Ordered graphitized ceramic layer induced by liquid crystal epoxy resin in silicone rubber composites with enhanced ablation resistance performance

Abstract

In ablation-resistant silicone rubber composites, the strengths of the ceramic layers strongly affect the ablation rates of the materials, and the order of graphite carbon in the ceramic layers has an important impact on the strength of ceramic layers. In this study, a series of 4,4′-bis(3-(oxiran-2-ylmethoxy)benzyl)-1,1′-biphenyl(BER) modified silicone rubber composites were prepared to improve the order of graphite carbon in the ceramic layers of composites after ablation. The introduction of SiO 2 nanoparticles and carbon fibers as ablation fillers made the material ceramized and formed strong ceramic layers during the ablation process. Characterization of ablation performance shown that the 20BER composite exhibited the best ablation resistance performance: a linear ablation rate of 0.0464 mm/s and a mass ablation rate of 0.0500 g/s. Mechanical performance characterization shown that the 20BER sample also exhibited an excellent tensile strength of 2.013 MPa and a ceramic layer strength of 13.15 MPa. Raman measurement indicated that the addition of BER led to more orderly graphitic carbon structures during pyrolysis and increased the strength of ceramic layers. SEM, mercury intrusion and thermal conductivity measurements indicated that the pore volume, porosity and total pore area of ceramic layers with the BER component were all higher than the 0BER sample.

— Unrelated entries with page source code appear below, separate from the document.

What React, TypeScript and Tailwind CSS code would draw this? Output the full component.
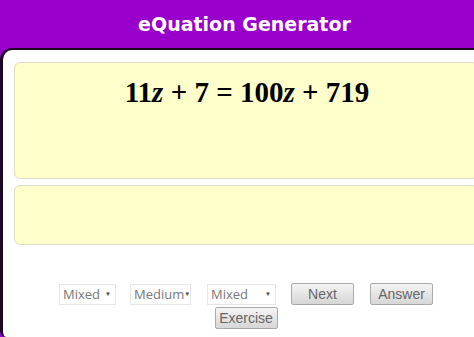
export default function App() {
  return (
    <div className="w-[474px] h-[337px] overflow-hidden bg-[#9900cc]">
      <div className="w-[489px] h-full flex flex-col">
        {/* Title bar */}
        <header className="h-[48px] flex items-center justify-center">
          <h1 className="text-white font-bold text-[19px] font-['Comic_Sans_MS','DejaVu_Sans',sans-serif]">
            eQuation Generator
          </h1>
        </header>

        {/* Main panel */}
        <main className="flex-1 bg-white border-l-[3px] border-t-[2px] border-[#1c0822] rounded-tl-[12px] rounded-bl-[6px] px-[11px] pt-[12px]">
          <div className="h-[117px] bg-[#ffffcc] border border-[#dddcc8] rounded-[6px] pt-[12px] text-center">
            <p className="font-['Liberation_Serif',serif] font-bold text-[29px] leading-[34px] text-black pl-[2px]">
              11<i>z</i> + 7 = 100<i>z</i> + 719
            </p>
          </div>
          <div className="mt-[6px] h-[60px] bg-[#ffffcc] border border-[#dddcc8] rounded-[6px]" />

          {/* Controls */}
          <div className="mt-[38px] flex flex-col items-center gap-[2px] font-['Open_Sans',sans-serif] text-[13px] text-[#777]">
            <div className="flex items-center">
              <Select label="Mixed" width="w-[57px]" />
              <div className="w-[14px]" />
              <Select label="Medium" width="w-[61px]" />
              <div className="w-[16px]" />
              <Select label="Mixed" width="w-[69px]" />
              <div className="w-[15px]" />
              <Button label="Next" />
              <div className="w-[16px]" />
              <Button label="Answer" />
            </div>
            <Button label="Exercise" />
          </div>
        </main>
      </div>
    </div>
  );
}

function Select({ label, width }: { label: string; width: string }) {
  return (
    <div
      className={`${width} h-[21px] bg-white border border-[#e6e6e6] flex items-center justify-between pl-[3px] pr-[4px]`}
    >
      <span className="leading-none">{label}</span>
      <span className="text-[6px] text-[#444] leading-none">▼</span>
    </div>
  );
}

function Button({ label }: { label: string }) {
  return (
    <button className="w-[63px] h-[22px] rounded-[2px] border border-[#aaa] bg-gradient-to-b from-[#f4f4f4] to-[#d6d6d6] text-[#666] text-[14px] leading-none font-['Liberation_Sans',sans-serif]">
      {label}
    </button>
  );
}
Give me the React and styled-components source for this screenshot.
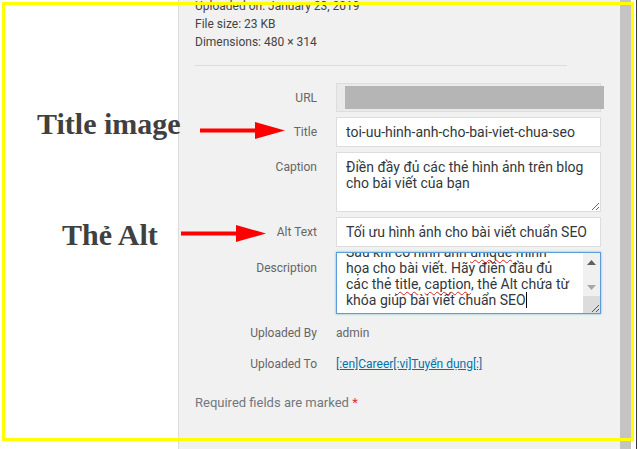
import React from "react";
import styled, { createGlobalStyle } from "styled-components";

const GlobalStyle = createGlobalStyle`
  html, body {
    margin: 0;
    padding: 0;
    background: #fff;
  }
  body {
    font-family: Roboto, "Open Sans", sans-serif;
  }
`;

const Frame = styled.div`
  position: relative;
  width: 638px;
  height: 449px;
  overflow: hidden;
  display: flex;
  background: #fff;
`;

const LeftGutter = styled.div`
  width: 178px;
  flex-shrink: 0;
`;

const Panel = styled.div`
  width: 442px;
  flex-shrink: 0;
  box-sizing: border-box;
  border-left: 1px solid #dcdcdc;
  background: #f1f1f1;
  padding-left: 16px;
  color: #666;
`;

const WindowScroll = styled.div`
  width: 11px;
  flex-shrink: 0;
  background: #c4c4c4;
`;

const RightEdge = styled.div`
  width: 5px;
  flex-shrink: 0;
  border-right: 1px solid #3a3a3a;
`;

const Details = styled.div`
  margin-top: -3px;
  font-size: 12px;
  line-height: 18px;
  color: #444;
`;

const Separator = styled.div`
  width: 372px;
  height: 1px;
  background: #dcdcdc;
  margin-top: 14px;
`;

const Form = styled.div`
  margin-top: 17px;
  display: grid;
  grid-template-columns: 122px 265px;
  column-gap: 19px;
  row-gap: 5px;
`;

const Label = styled.label`
  font-size: 12px;
  line-height: 17px;
  padding-top: ${(p) => (p.$top ?? 7)}px;
  text-align: right;
  color: #666;
`;

const TextInput = styled.input`
  box-sizing: border-box;
  width: 265px;
  height: ${(p) => p.$h || 30}px;
  margin: 0;
  padding: 0 9px;
  border: 1px solid #ddd;
  background: #fff;
  font-family: inherit;
  font-size: 14px;
  color: #32373c;
  outline: none;
`;

const UrlBox = styled.div`
  box-sizing: border-box;
  width: 265px;
  height: 29px;
  border: 1px solid #ddd;
  background: #eaeaea;
  padding: 2px 0 0 8px;
`;

const Redact = styled.div`
  width: 259px;
  height: 23px;
  background: #b5b5b5;
`;

const Caption = styled.textarea`
  box-sizing: border-box;
  width: 265px;
  height: 60px;
  margin: 0;
  padding: 6px 9px;
  border: 1px solid #ddd;
  background: #fff;
  font-family: inherit;
  font-size: 14px;
  line-height: 16px;
  color: #32373c;
  resize: vertical;
  outline: none;
  display: block;
`;

const DescBox = styled.div`
  box-sizing: border-box;
  width: 265px;
  height: 62px;
  border: 1px solid #5b9dd9;
  box-shadow: 0 0 2px rgba(30, 140, 190, 0.6);
  background: #fff;
  display: flex;
  overflow: hidden;
`;

const DescText = styled.div`
  flex: 1;
  padding: 0 9px;
  margin-top: -9px;
  font-size: 14px;
  line-height: 16px;
  color: #32373c;
`;

const Line = styled.div`
  white-space: nowrap;
`;

const Misspelt = styled.span`
  text-decoration: underline wavy #e02020;
  text-decoration-thickness: 1px;
  text-underline-offset: 2px;
  text-decoration-skip-ink: none;
`;

const Caret = styled.span`
  display: inline-block;
  width: 1px;
  height: 16px;
  background: #000;
  vertical-align: top;
`;

const FakeBar = styled.div`
  width: 17px;
  background: #f0f0f0;
  display: flex;
  flex-direction: column;
  align-items: center;
`;

const ArrowBtn = styled.div`
  height: 17px;
  width: 17px;
  display: flex;
  align-items: center;
  justify-content: center;
  margin-top: ${(p) => p.$mt || 0}px;
`;

const Corner = styled.div`
  margin-top: auto;
  width: 17px;
  height: 17px;
  background: #dcdcdc;
  display: flex;
  align-items: flex-end;
  justify-content: flex-end;
`;

const InfoRow = styled.div`
  display: grid;
  grid-template-columns: 122px 265px;
  column-gap: 19px;
  margin-top: ${(p) => p.$mt}px;
  font-size: 12px;
  line-height: 17px;
`;

const InfoLabel = styled.div`
  text-align: right;
  color: #666;
`;

const InfoValue = styled.div`
  color: #666;
`;

const Link = styled.a`
  color: #0073aa;
  text-decoration: underline;
`;

const Required = styled.p`
  margin: 21px 0 0;
  font-size: 13px;
  line-height: 18px;
  color: #72777c;
`;

const Star = styled.span`
  color: #dc3232;
`;

/* annotation layer drawn over the screenshot */
const Highlight = styled.div`
  position: absolute;
  left: 2px;
  top: 2px;
  width: 632px;
  height: 439px;
  box-sizing: border-box;
  border: 3px solid #ffff00;
  pointer-events: none;
`;

const Note = styled.div`
  position: absolute;
  left: ${(p) => p.$x}px;
  top: ${(p) => p.$y}px;
  font-family: "Liberation Serif", "Times New Roman", serif;
  font-weight: 700;
  font-size: 30px;
  line-height: 30px;
  color: #404040;
  white-space: nowrap;
`;

const ArrowMark = styled.svg`
  position: absolute;
  left: ${(p) => p.$x}px;
  top: ${(p) => p.$y}px;
`;

const RedArrow = ({ x, y }) => (
  <ArrowMark $x={x} $y={y} width="86" height="17" viewBox="0 0 86 17">
    <rect x="0" y="6.5" width="56" height="4" fill="#ff0000" />
    <polygon points="55,0 85,8.5 55,17" fill="#ff0000" />
  </ArrowMark>
);

const Grip = () => (
  <svg width="10" height="10" viewBox="0 0 10 10">
    <line x1="9" y1="2" x2="2" y2="9" stroke="#555" strokeWidth="1" />
    <line x1="9" y1="6" x2="6" y2="9" stroke="#555" strokeWidth="1" />
  </svg>
);

const App = () => (
  <>
    <GlobalStyle />
    <Frame>
      <LeftGutter />
      <Panel>
        <Details>
          <div>Uploaded on: January 23, 2019</div>
          <div>File size: 23 KB</div>
          <div>Dimensions: 480 × 314</div>
        </Details>
        <Separator />
        <Form>
          <Label>URL</Label>
          <UrlBox>
            <Redact />
          </UrlBox>

          <Label>Title</Label>
          <TextInput
            readOnly
            spellCheck={false}
            value="toi-uu-hinh-anh-cho-bai-viet-chua-seo"
          />

          <Label>Caption</Label>
          <Caption
            readOnly
            spellCheck={false}
            value={"Điền đầy đủ các thẻ hình ảnh trên blog\ncho bài viết của bạn"}
          />

          <Label>Alt Text</Label>
          <TextInput
            readOnly
            spellCheck={false}
            value="Tối ưu hình ảnh cho bài viết chuẩn SEO"
          />

          <Label $top={8}>Description</Label>
          <DescBox>
            <DescText>
              <Line>
                Sau khi có hình ảnh <Misspelt>unique</Misspelt> minh
              </Line>
              <Line>họa cho bài viết. Hãy điền đầu đủ</Line>
              <Line>
                các thẻ <Misspelt>title</Misspelt>,{" "}
                <Misspelt>caption</Misspelt>, thẻ Alt chứa từ
              </Line>
              <Line>
                khóa giúp bài viết chuẩn SEO
                <Caret />
              </Line>
            </DescText>
            <FakeBar>
              <ArrowBtn $mt={1}>
                <svg width="9" height="5" viewBox="0 0 9 5">
                  <polygon points="0,5 4.5,0 9,5" fill="#606060" />
                </svg>
              </ArrowBtn>
              <ArrowBtn $mt={8}>
                <svg width="9" height="5" viewBox="0 0 9 5">
                  <polygon points="0,0 9,0 4.5,5" fill="#a8a8a8" />
                </svg>
              </ArrowBtn>
              <Corner>
                <Grip />
              </Corner>
            </FakeBar>
          </DescBox>
        </Form>

        <InfoRow $mt={11}>
          <InfoLabel>Uploaded By</InfoLabel>
          <InfoValue>admin</InfoValue>
        </InfoRow>
        <InfoRow $mt={14}>
          <InfoLabel>Uploaded To</InfoLabel>
          <InfoValue>
            <Link href="#">[:en]Career[:vi]Tuyển dụng[:]</Link>
          </InfoValue>
        </InfoRow>
        <Required>
          Required fields are marked <Star>*</Star>
        </Required>
      </Panel>
      <WindowScroll />
      <RightEdge />

      <Note $x={37} $y={109}>Title image</Note>
      <Note $x={62} $y={220}>Thẻ Alt</Note>
      <RedArrow x={200} y={122} />
      <RedArrow x={181} y={225} />
      <Highlight />
    </Frame>
  </>
);

export default App;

The BER was proven to be an effective material which is beneficial to improve the ablation resistance and played an important role in the process of ceramization of the silicone rubber composites. These silicone rubber composites have the potential to be applied to the surface coating of aircraft. • The average ablation rate was reduced significantly. • The liquid crystal led to more orderly graphitic carbon structures during pyrolysis. • The liquid crystal component increased the strength of the ceramic layers. • More holes generated could prevent the flame from spreading to deeper layers of the sample.